Mayor: Firm pledges to get city out of bind with overdue audits

Mayor: Firm pledges to get city out of bind with overdue audits


A Pearl accounting firm alderman hired Tuesday night has, according to Mayor James A. Young, pledged to get the city of Philadelphia out of a potential bind with the State Auditor over required annual audits that haven’t been filed for almost half a decade.

The city’s previous accounting firm, Watkins, Ward and Stafford, resigned Monday afternoon apparently out of frustration and concern that city officials haven’t been transparent enough and thorough with documentation, those who have seen the letter said.

City officials refused to provide the Democrat with copy of the letter from Watkins, Ward and Stafford circulated at Tuesday night’s regular meeting.

The board ultimately hired the firm of Windham and Lacy PLLC to perform audits for fiscal years 2018, 2019 and 2020 after much discussion about the implications of audits being overdue.

“These people (Windham and Lacy) told us they deal with the State Auditor’s office all the time,” Young said. “All we need to do is say go ahead and they will get us out of this.”

Ward 2 Alderman Jim Fulton had asked if the city should contact the State Auditor’s Office since they are so far behind on the audits.

“Let me ask y’all a question,” Fulton said. “Since this thing is behind, do we need to notify the State Auditor?”

City Attorney Robert Thomas told the board he received a call from a Watkins representative late Friday afternoon telling him the company would be sending a letter of resignation.

Young said he immediately began looking for a new firm and that Windham and Lacy came highly recommended from people they have done business with.

Young earlier in this week had told the Democrat Watkins, Ward and Stafford was resigning because they did not have the manpower, but the letter indicates otherwise, according to those who have seen it.

Aldermen raised concerns about the resignation that apparently included wording the city had not signed a standard letter of engagement that accounting firms are required to have with any client.

“We only got this 30 seconds ago,” said Ward 1 Alderman Justin Clearman. “So, if we would have gotten them signed copies of a fine line quote … They can’t do it without it. So, it’s our fault that they aren’t going to do the audit?”

Young replied, “They got paid for it. They sent back what they had, so I don’t know.”

Clearman pressed the issue of the city withholding information.

“So, I am reading here that we are not providing all of the information we need to get the audit done?” Clearman said.

Attorney Thomas advised aldermen they could call the Watkins, Ward and Stafford manager.

“She (the Watkins manager) will be very honest if you called her. I asked her the same question,” Thomas said.

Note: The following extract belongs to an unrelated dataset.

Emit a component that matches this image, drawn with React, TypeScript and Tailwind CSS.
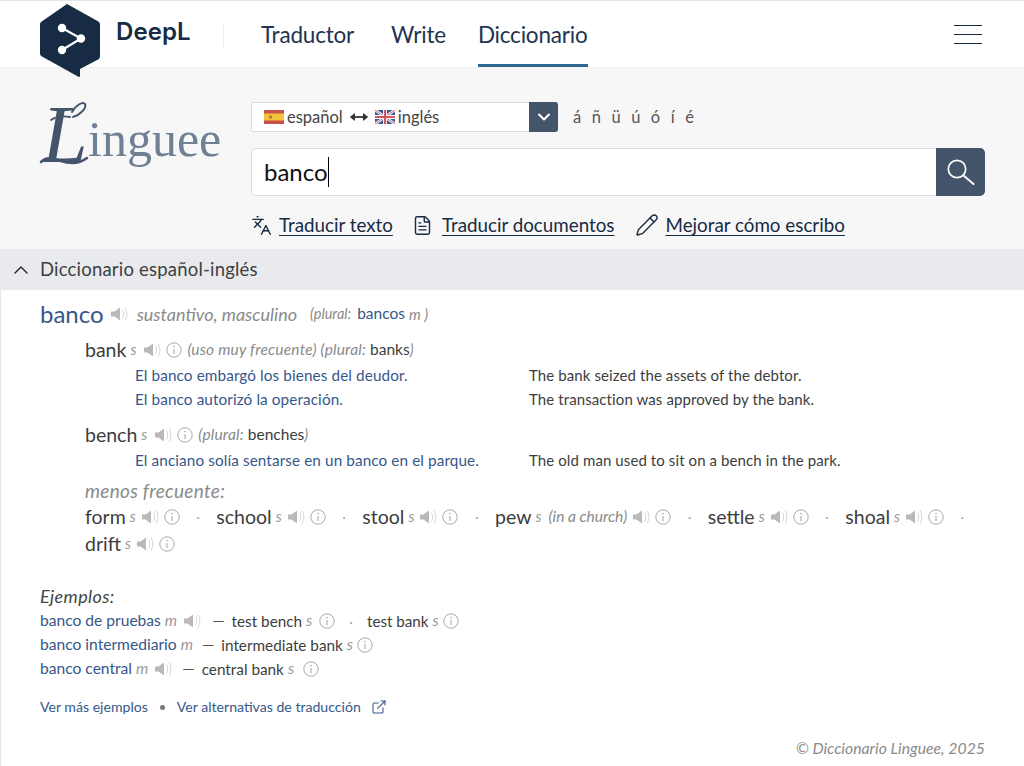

Ward 4 Alderman Shaun Seales asked, “She didn’t give you an answer?”

Thomas said, “Yes she did. But I’m not going to say it here.”

Young himself declined a reporter’s request for a copy of the letter, but the Democrat intends to file a public records request and get the letter, said James E. Prince III, the publisher.

Clearman said the board needed to investigate why Watkins, Ward and Stafford was dropping the city account.

“It’s our job to call her about why we got this letter and devise our own opinion on that,” Clearman said.

Fulton wanted more answers as well.

“As far as I am concerned, this is not finished. Right? It is to be looked at and studied,” Fulton said.

Clearman spoke of the haste.

“We are about to act on a motion to move on to this other company and we have got to do it,” Clearman said. “This is a Hail Mary.”

Being on the right side of the law was a concern Fulton had.

“Do we want to notify the state auditor?” Fulton said. “I want to be on the up and up.”

Young assured him they were.

“We are going to be on the up and up,” Young said. “They (Pearl firm) said they are able to do it, and if the State Auditors call, they are able to work with them.”

Clearman said, “I don’t want to be inappropriate here but if we are on the up and up, we wouldn’t be (at this point)?”

Clearman made the motion to hire the new firm and Fulton seconded it. Aldermen approved the motion unanimously.